Because of the dimensional deviation of the commercial specification receiver extension at the threads, the lower receiver needed to be adjusted to allow the use of the smaller thread diameter of a commercial spec receiver extension. So, manufacturers adjusted the specification of the lower receiver. Enter the first significant incompatibility:

A Mil-Spec receiver extension will not fit into a commercial spec lower receiver, and a commercial spec receiver extension will generally be loose in a Mil-Spec lower receiver.

Because the tubing diameter was larger than the Mil-Spec version, the buttstock would not fit over the receiver extension. So, they created a dedicated line of buttstocks that would fit onto the larger receiver extension tubing. Enter the second major incompatibility:

A Mil-Spec buttstock will not fit onto a commercial spec receiver extension, and a commercial spec buttstock will be loose and wobbly on a Mil-Spec receiver extension.

The compatibility between these primary Mil-Spec and commercial spec components is summarized in the table, below:

The mating of the commercial spec receiver extension threads and Mil-Spec castle nut threads will not be ideal. The two will mate loosely. We are not aware of any commercial spec castle nuts. So, be sure not to overtighten the castle nut if using a commercial specification tube; doing so may strip the threads of the receiver extension.
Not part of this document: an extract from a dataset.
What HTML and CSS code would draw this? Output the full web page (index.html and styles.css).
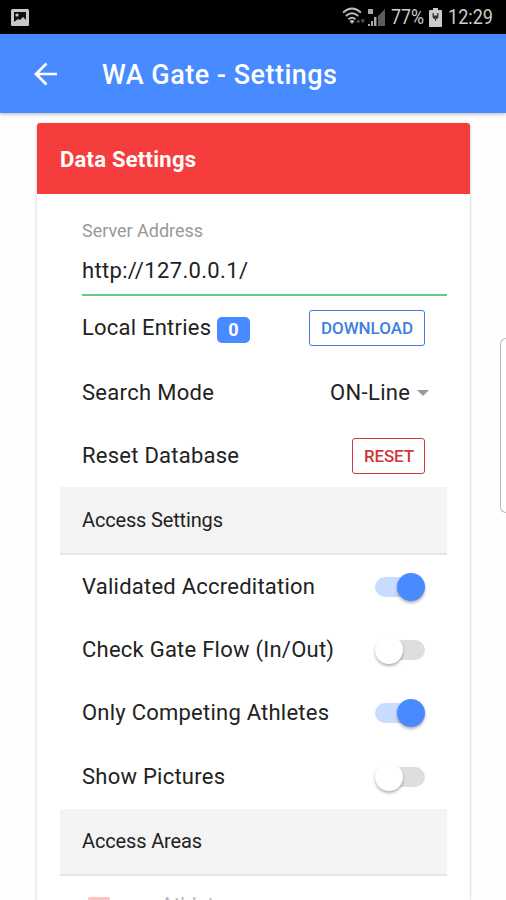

You shouldn’t have any issues with the receiver extension end plate. We are not aware of any commercial spec end plates.

Verdict: Don't Use Commercial Spec

Short Story: Don’t buy commercial spec if you aren’t already stuck with it.

We’re not even sure where you can get a commercial spec lower receiver nowadays, but if you are ever faced with the option, don’t buy one.

All else being equal, the most significant issue you will face with commercial spec is the limited availability of commercial spec options for the affected components.